The table leg assemblies are connected by an arrangement of horizontal rails. The ends of the rails are bevelled at a 75º angle to correspond with the inside of the leg corners. Study the plans carefully before proceeding with cross cuts to make sure the bevels are angled in the correct direction. The plans also show how the rails are notched on the ends to form lap joints that fit around the corners of the leg assemblies. These lap joints add a great deal of strength to the structure. You can use a tenoning jig to cut the cheeks for these joints, or nibble away at the waste material by making repeated passes with a dado blade set to cut through half the thickness of the boards. You will need to prepare both upper and lower rails for the front and rear leg frames, but only the uppers are required for the sides. The lower support will be provided by the seat frames when the chairs are added to the assembly. When all the rails are ready to go, assemble the table base using glue and clamps to secure the joints. Make sure the legs are square to the rails before setting the base assemblies to dry.

The top of the table is covered with a series of wide slats that are angled on their ends to conform to the wedge shape of the base. A decorative, curved profile is applied to the edges that overhang the front and rear of the base. A grid diagram is included in the plans to help you lay out the front curve. The arc at the back has a 55"-radius. When you install the rear slat, you will need to notch the ends to fit around the tall leg members. I cut the notches at the bandsaw and smoothed the edges using a sanding block. To accommodate the pole for the sun umbrella, drill a 11⁄2"-diameter hole in the centre of the third slat from the back. To minimize tearout, drill partway through with a Forstner bit, tap a finishing nail through the centre point to mark the location on the other side, then flip over the board to finish the job from the opposing face. It’s much easier to do all this work before the part is installed.

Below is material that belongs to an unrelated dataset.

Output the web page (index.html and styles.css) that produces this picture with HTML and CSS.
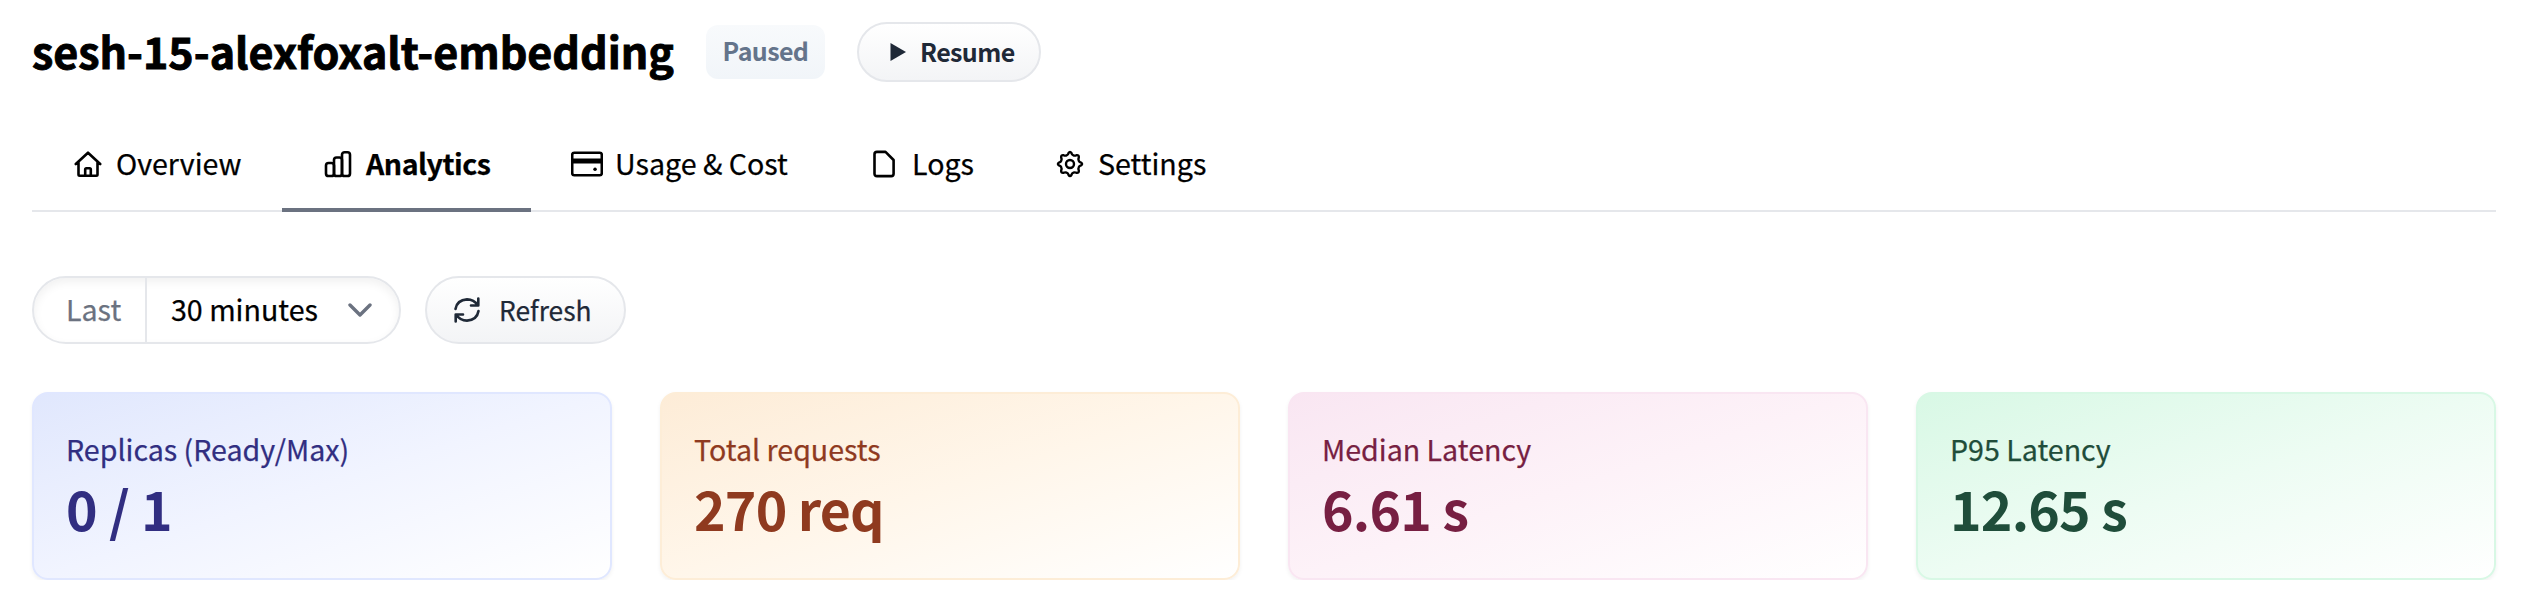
FILE: index.html
```html
<!DOCTYPE html>
<html lang="en">
<head>
<meta charset="utf-8">
<title>sesh-15-alexfoxalt-embedding</title>
<link rel="stylesheet" href="styles.css">
</head>
<body>
<main class="page">
  <header class="header">
    <h1 class="title"><span class="t">sesh-15-alexfoxalt-embedding</span></h1>
    <span class="badge"><span class="t">Paused</span></span>
    <button class="btn resume">
      <svg width="16" height="18" viewBox="0 0 16 18"><path d="M0.5 0 16 9 0.5 18Z"/></svg>
      <span class="t">Resume</span>
    </button>
  </header>
  <nav class="tabs">
    <a class="tab overview">
      <svg width="28" height="26" viewBox="0 0 28 26"><path d="M1.8 13 14 1.7 26.2 13M4.5 11V23.5Q4.5 24.7 5.7 24.7H22.3Q23.5 24.7 23.5 23.5V11M11.2 24V18.5Q11.2 17.3 12.4 17.3H15.6Q16.8 17.3 16.8 18.5V24"/></svg>
      <span class="t">Overview</span>
    </a>
    <a class="tab active analytics">
      <svg width="28" height="28" viewBox="0 0 28 28"><rect x="2" y="13" width="8" height="13" rx="2.6"/><rect x="10" y="7.5" width="8" height="18.5" rx="2.6"/><rect x="18" y="2.2" width="8" height="23.8" rx="2.6"/></svg>
      <span class="t">Analytics</span>
    </a>
    <a class="tab usage">
      <svg width="32" height="26" viewBox="0 0 32 26"><rect x="1.2" y="1.7" width="29.6" height="22.6" rx="2"/><path d="M1 10H31" stroke-width="5"/><path d="M24 18.3H24.1" stroke-width="3.4"/></svg>
      <span class="t">Usage &amp; Cost</span>
    </a>
    <a class="tab logs">
      <svg width="22" height="28" viewBox="0 0 22 28"><path d="M4 1.9H12.5L20.6 10V23.8Q20.6 26.1 18.3 26.1H4Q1.5 26.1 1.5 23.8V4.2Q1.5 1.9 4 1.9Z"/></svg>
      <span class="t">Logs</span>
    </a>
    <a class="tab settings">
      <svg width="28" height="28" viewBox="0 0 28 28"><circle cx="14" cy="14" r="4"/><path d="M10.6 5.3Q12.2 4.8 12.6 3 14 .8 15.4 3 15.8 4.8 17.4 5.3 18.9 6 20.4 5.2 23.2 4.8 22.8 7.6 22 9.1 22.7 10.6 23.2 12.2 25 12.6 27.2 14 25 15.4 23.2 15.8 22.7 17.4 22 18.9 22.8 20.4 23.2 23.2 20.4 22.8 18.9 22 17.4 22.7 15.8 23.2 15.4 25 14 27.2 12.6 25 12.2 23.2 10.6 22.7 9.1 22 7.6 22.8 4.8 23.2 5.2 20.4 6 18.9 5.3 17.4 4.8 15.8 3 15.4 .8 14 3 12.6 4.8 12.2 5.3 10.6 6 9.1 5.2 7.6 4.8 4.8 7.6 5.2 9.1 6 10.6 5.3Z"/></svg>
      <span class="t">Settings</span>
    </a>
  </nav>
  <section class="controls">
    <div class="select">
      <span class="prefix"><span class="t">Last</span></span>
      <span class="value"><span class="t">30 minutes</span>
        <svg width="24" height="14" viewBox="0 0 24 14"><path d="M2 2 12 12 22 2"/></svg>
      </span>
    </div>
    <button class="btn refresh">
      <svg width="26" height="26" viewBox="0 0 26 26"><path d="M1.5 12Q3 3 13 2.4 20 2.4 23.8 8.4M24.3 1.5V8.5H17M24.5 14Q23 23 13 23.6 6 23.6 2.2 17.6M1.7 24.5V17.5H9"/></svg>
      <span class="t">Refresh</span>
    </button>
  </section>
  <section class="cards">
    <article class="card indigo"><span class="label">Replicas (Ready/Max)</span><strong class="number">0 / 1</strong></article>
    <article class="card orange"><span class="label">Total requests</span><strong class="number">270 req</strong></article>
    <article class="card pink"><span class="label">Median Latency</span><strong class="number">6.61 s</strong></article>
    <article class="card green"><span class="label">P95 Latency</span><strong class="number">12.65 s</strong></article>
  </section>
</main>
</body>
</html>
```
FILE: styles.css
```css
* { box-sizing: border-box; }
body { margin: 0; background: #fff; color: #000; font-family: "Noto Sans CJK SC", sans-serif; font-size: 28.6px; line-height: 48px; -webkit-text-stroke: 0.25px currentColor; }
.page { padding: 22px 26px 0 32px; }
svg { flex: none; display: block; fill: none; stroke: currentColor; stroke-width: 2.6; stroke-linejoin: round; stroke-linecap: round; }
.t { display: block; white-space: nowrap; padding-bottom: 2px; }
.header { display: flex; align-items: center; height: 60px; }
.title { margin: 0; width: 674px; font-size: 43px; line-height: 58px; font-weight: 700; -webkit-text-stroke: 0.9px #000; }
.title .t { padding-bottom: 4px; }
.badge { width: 119px; height: 54px; border-radius: 12px; margin-right: 32px; text-align: center; line-height: 50px; font-size: 25px; font-weight: 700; letter-spacing: -0.6px; color: #64748b; background: linear-gradient(#f8fafc, #f1f5f9); -webkit-text-stroke: 0; }
.btn { display: flex; align-items: center; border: 2px solid #e5e7eb; background: linear-gradient(#fff, #f3f4f6); color: #1f2937; font-family: inherit; padding: 0; }
.resume { width: 184px; height: 60px; border-radius: 30px; font-size: 25px; font-weight: 700; letter-spacing: -0.6px; padding-left: 31px; gap: 14px; -webkit-text-stroke: 0; }
.resume svg { stroke: none; fill: currentColor; }
.tabs { display: flex; height: 90px; margin-top: 40px; border-bottom: 2px solid #e5e7eb; }
.tab { display: flex; align-items: center; height: 90px; padding: 0 0 6px 42px; gap: 14px; }
.active { font-weight: 700; letter-spacing: -0.5px; border-bottom: 4px solid #6b7280; padding-bottom: 2px; }
.overview { width: 250px; }
.analytics { width: 249px; }
.usage { width: 299px; padding-left: 40px; gap: 12px; }
.logs { width: 186px; padding-left: 43px; gap: 17px; }
.settings { padding-left: 40px; }
.settings svg { stroke-width: 2.4; }
.controls { display: flex; gap: 24px; margin-top: 64px; height: 68px; }
.select { display: flex; width: 369px; border: 2px solid #e5e7eb; border-radius: 34px; box-shadow: inset 0 4px 10px rgba(0,0,0,.06); line-height: 62px; }
.prefix { width: 113px; padding-left: 32px; border-right: 2px solid #e5e7eb; color: #6b7280; }
.value { display: flex; flex: 1; align-items: center; justify-content: space-between; padding: 0 27px 0 24px; }
.value svg { color: #6b7280; stroke-width: 3.4; }
.refresh { width: 201px; height: 68px; border-radius: 34px; padding-left: 27px; gap: 19px; font-size: 26.4px; -webkit-text-stroke: 0.25px currentColor; }
.cards { display: grid; grid-template-columns: repeat(4, 1fr); gap: 48px; margin-top: 48px; }
.card { height: 188px; border: 2px solid; border-radius: 16px; padding: 33px 32px; display: flex; flex-direction: column; box-shadow: 0 2px 4px rgba(0,0,0,.06); }
.label { line-height: 44px; }
.number { margin-top: 1px; font-size: 53.6px; line-height: 72px; font-weight: 700; letter-spacing: -0.8px; -webkit-text-stroke: 0; }
.indigo { color: #312e81; border-color: #e0e7ff; background: linear-gradient(to bottom right, #e0e7fd, #f1f4ff 50%, #fff) border-box; }
.indigo .number { letter-spacing: -0.4px; }
.orange { color: #8f3a1f; border-color: #fdedd7; background: linear-gradient(to bottom right, #fdecd7, #fff6ea 50%, #fff) border-box; }
.pink { color: #771f42; border-color: #f9e6f2; background: linear-gradient(to bottom right, #f9e6f2, #fdf2f8 50%, #fff) border-box; }
.green { color: #1f4d3a; border-color: #d8f8e5; background: linear-gradient(to bottom right, #d8f8e5, #edfcf3 50%, #fff) border-box; }
```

When you attach the slats, it’s best to start at the back and work your way forward. The notched corners on the rear slat leave very little wiggle room for adjustments. Cut some 1⁄4" spacers from scrap wood to set the gap between the boards and make sure the angled ends are aligned before driving home the screws. When positioned correctly, the edges of the slats sit flush with the sides of the legs and overhang the rails by 3⁄8".